The Food and Drug Administration is pushing back on an attempt by Congress to give the Department of Defense the power to approve new drugs and medical devices used on the battlefield.
FDA Commissioner Scott Gottlieb said Tuesday that he is seeking an alternative to proposed language in the National Defense Authorization Act, which is being negotiated by House and Senate conference members this week. The alternative seeks to head off an agency brawl over the authority for approving new drugs used by service members.
“We think keeping it within the FDA’s context is the right thing,” Gottlieb said, at an event sponsored by The Hill newspaper.
Gottlieb said his compromise would speed approval of drugs and devices designed for troops.

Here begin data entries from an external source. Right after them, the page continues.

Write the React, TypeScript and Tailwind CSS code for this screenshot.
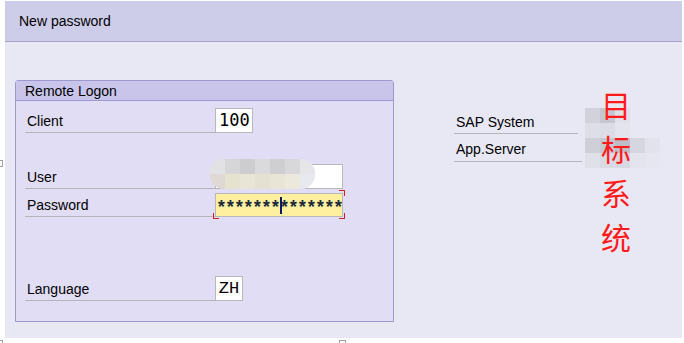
import React from "react";

const font = { fontFamily: '"Liberation Sans", Arial, sans-serif' };

function Row({ label, children, top }: { label: string; children?: React.ReactNode; top: string }) {
  return (
    <div className={`flex items-end ${top}`}>
      <div className="w-[190px] h-[25px] border-b border-[#b4b4bc] flex items-center pl-[2px] pt-[3px] text-[14px] text-black">
        {label}
      </div>
      {children}
    </div>
  );
}

function Mosaic({ cells, cols, size, className }: { cells: string[]; cols: number; size: number; className: string }) {
  return (
    <div
      className={`absolute grid ${className}`}
      style={{ gridTemplateColumns: `repeat(${cols}, ${size}px)`, gridAutoRows: `${size}px` }}
    >
      {cells.map((c, i) => (
        <div key={i} style={{ background: c }} />
      ))}
    </div>
  );
}

export default function App() {
  return (
    <div className="relative w-[684px] h-[343px] bg-white overflow-hidden" style={font}>
      <div className="ml-[5px] mr-[2px] mt-[1px] w-[677px]">
        <div className="h-[41px] bg-[#cecde9] border-b border-[#a3a3c6] flex items-center pl-[14px] text-[14px] text-black">
          New password
        </div>
        <div className="h-[296px] bg-[#e8e8f5] flex pl-[10px] pt-[38px]">
          {/* group box */}
          <div className="w-[379px] h-[242px] border border-[#9e98d0] rounded-t-[3px] bg-[#e0ddf4] flex flex-col">
            <div className="h-[20px] bg-[#c9c5ea] border-b border-[#9e98d0] flex items-center pl-[9px] pt-[1px] text-[14px] text-black">
              Remote Logon
            </div>
            <div className="flex flex-col pl-[9px]">
              <Row label="Client" top="mt-[7px]">
                <div className="w-[38px] h-[25px] bg-white border border-[#b8b8b8] flex items-center pl-[3px] text-[17px] text-black" style={{ fontFamily: '"DejaVu Sans Mono", monospace' }}>
                  100
                </div>
              </Row>
              <Row label="User" top="mt-[31px]">
                <div className="w-[128px] h-[25px] bg-white border border-[#b8b8b8]" />
              </Row>
              <Row label="Password" top="mt-[3px]">
                <div className="relative w-[128px] h-[24px] bg-[#fff0a0] border border-[#b8b8b8] overflow-visible">
                  <div className="overflow-hidden h-full flex items-center pt-[5px] text-[18px] font-bold text-[#1a2a3a] leading-none" style={{ fontFamily: '"Liberation Mono", monospace', letterSpacing: "-1.8px" }}>
                    **************
                  </div>
                  <div className="absolute left-[64px] top-[3px] w-[2px] h-[17px] bg-[#0a1a6a]" />
                  <div className="absolute -left-[3px] -bottom-[3px] w-[6px] h-[6px] border-l border-b border-[#d02020]" />
                  <div className="absolute -right-[3px] -bottom-[3px] w-[6px] h-[6px] border-r border-b border-[#d02020]" />
                  <div className="absolute -right-[3px] -top-[4px] w-[6px] h-[6px] border-r border-t border-[#d02020]" />
                </div>
              </Row>
              <Row label="Language" top="mt-[59px]">
                <div className="w-[28px] h-[25px] bg-white border border-[#b8b8b8] flex items-center justify-center text-[17px] text-black" style={{ fontFamily: '"Liberation Mono", monospace' }}>
                  ZH
                </div>
              </Row>
            </div>
          </div>
          {/* right side */}
          <div className="ml-[60px] mt-[29px] flex flex-col">
            <div className="w-[124px] h-[25px] border-b border-[#b4b4bc] flex items-center pl-[2px] pt-[3px] text-[14px] text-black">
              SAP System
            </div>
            <div className="w-[128px] h-[28px] border-b border-[#b4b4bc] flex items-center pl-[2px] pt-[3px] text-[14px] text-black">
              App.Server
            </div>
          </div>
        </div>
      </div>

      {/* mosaics */}
      <Mosaic
        className="left-[210px] top-[159px] rounded-[14px] overflow-hidden"
        cols={7}
        size={15}
        cells={[
          "#e2e2e4", "#d6d6d8", "#cdcdcf", "#dadadc", "#cfcfd1", "#d8d8da", "#e6e6e8",
          "#e0d8d2", "#e6e2d0", "#e8e4d6", "#e4e0d2", "#e8e4d6", "#ece8dc", "#e8e8f0",
        ]}
      />
      <Mosaic
        className="left-[585px] top-[108px]"
        cols={5}
        size={15}
        cells={[
          "#d2d2dc", "#c6c6d0", "#e0e0ea", "#e8e8f5", "#e8e8f5",
          "#dedee8", "#dcdce6", "#e4e4ee", "#e8e8f5", "#e8e8f5",
          "#cfcfda", "#c8c8d2", "#bebec8", "#d6d6e0", "#e2e2ec",
          "#e0e0ea", "#dadae4", "#d8d8e2", "#e4e4ee", "#e6e6f0",
        ]}
      />

      {/* annotation */}
      <div
        className="absolute left-[601px] top-[82px] flex flex-col text-[30px] leading-[44px] text-[#ff1a1a]"
        style={{ fontFamily: '"Noto Sans CJK SC", "Noto Sans", sans-serif' }}
      >
        <span>目</span>
        <span>标</span>
        <span>系</span>
        <span>统</span>
      </div>

      {/* small artifacts */}
      <div className="absolute -left-[4px] top-[160px] w-[7px] h-[7px] border border-[#a0a0a0] bg-white" />
      <div className="absolute -left-[4px] top-[340px] w-[7px] h-[7px] border border-[#a0a0a0] bg-white" />
      <div className="absolute left-[339px] top-[340px] w-[7px] h-[7px] border border-[#a0a0a0] bg-white" />
    </div>
  );
}
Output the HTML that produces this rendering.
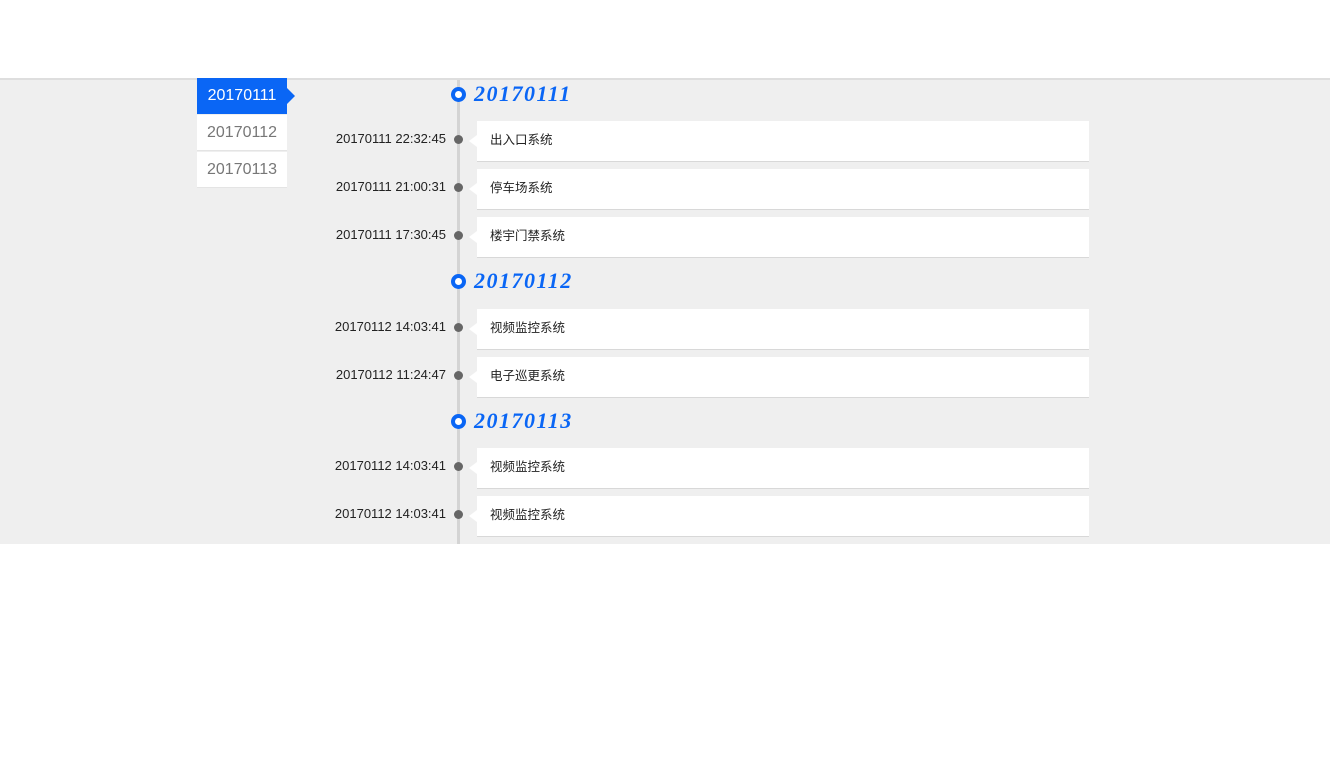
<!DOCTYPE html>
<html><head><meta charset="utf-8"><style>
*{margin:0;padding:0;box-sizing:border-box}
body{width:1330px;height:768px;background:#fff;position:relative;font-family:"Liberation Sans","Noto Sans CJK SC",sans-serif;overflow:hidden}
.band{position:absolute;left:0;top:78px;width:1330px;height:466px;background:#efefef;border-top:2px solid #dedede}
.nav{position:absolute;left:197px;width:90px;height:36px;background:#fff;color:#777;font-size:16px;line-height:36px;text-align:center;border-bottom:1px solid #e4e4e4}
.nav.act{background:#0a66f5;color:#fff;border-bottom:none}
.nav.act:after{content:"";position:absolute;right:-8px;top:10px;border-left:8px solid #0a66f5;border-top:8px solid transparent;border-bottom:8px solid transparent}
.line{position:absolute;left:457px;top:80px;width:3px;height:464px;background:#d4d4d4}
.ring{position:absolute;left:451px;width:15px;height:15px;border-radius:50%;border:4px solid #0a66f5;background:#fff}
.h{position:absolute;left:474px;font-family:"Liberation Serif",serif;font-style:italic;font-weight:bold;font-size:22px;color:#0a66f5;letter-spacing:1.5px}
.t{position:absolute;right:884px;font-size:13px;color:#222;text-align:right;white-space:nowrap}
.d{position:absolute;left:454px;width:9px;height:9px;border-radius:50%;background:#666}
.c{position:absolute;left:477px;width:612px;height:41px;background:#fff;border-bottom:1px solid #d8d8d8;font-size:12.5px;color:#222;line-height:38px;padding-left:13px}
.c:before{content:"";position:absolute;left:-8px;top:14px;border-right:8px solid #fff;border-top:6px solid transparent;border-bottom:6px solid transparent}
</style></head><body>
<div class="band"></div>
<div class="nav act" style="top:78px">20170111</div>
<div class="nav" style="top:115px">20170112</div>
<div class="nav" style="top:152px">20170113</div>
<div class="line"></div>

<div class="ring" style="top:87px"></div><div class="h" style="top:81px">20170111</div>
<div class="t" style="top:131px">20170111 22:32:45</div><div class="d" style="top:135px"></div><div class="c" style="top:121px">出入口系统</div>
<div class="t" style="top:179px">20170111 21:00:31</div><div class="d" style="top:183px"></div><div class="c" style="top:169px">停车场系统</div>
<div class="t" style="top:227px">20170111 17:30:45</div><div class="d" style="top:231px"></div><div class="c" style="top:217px">楼宇门禁系统</div>

<div class="ring" style="top:274px"></div><div class="h" style="top:268px">20170112</div>
<div class="t" style="top:319px">20170112 14:03:41</div><div class="d" style="top:323px"></div><div class="c" style="top:309px">视频监控系统</div>
<div class="t" style="top:367px">20170112 11:24:47</div><div class="d" style="top:371px"></div><div class="c" style="top:357px">电子巡更系统</div>

<div class="ring" style="top:414px"></div><div class="h" style="top:408px">20170113</div>
<div class="t" style="top:458px">20170112 14:03:41</div><div class="d" style="top:462px"></div><div class="c" style="top:448px">视频监控系统</div>
<div class="t" style="top:506px">20170112 14:03:41</div><div class="d" style="top:510px"></div><div class="c" style="top:496px">视频监控系统</div>
</body></html>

“The alternative proposal would couple breakthrough therapy with expansion of FDA’s emergency use authorization,” Gottlieb said.
A breakthrough therapy designation is used to speedily approve a new product that is better than a product already on the market.
The dispute stems from the approval of freeze-dried plasma. A spokesperson for the House Armed Services Committee panel told Politico that freeze-dried plasma hasn’t been approved for 10 years.
Gottlieb said he is committed to getting freeze-dried plasma approved quickly, saying it could be done as early as next year.
This isn’t the first time the FDA and the Pentagon have clashed over approval of a product.
In 2014, the Pentagon said in a Federal Register notice it was interested in evaluating lab-developed tests that were not approved by the FDA. The notice said the department wanted to look into whether the tests could be approved by Tricare, the agency’s healthcare program.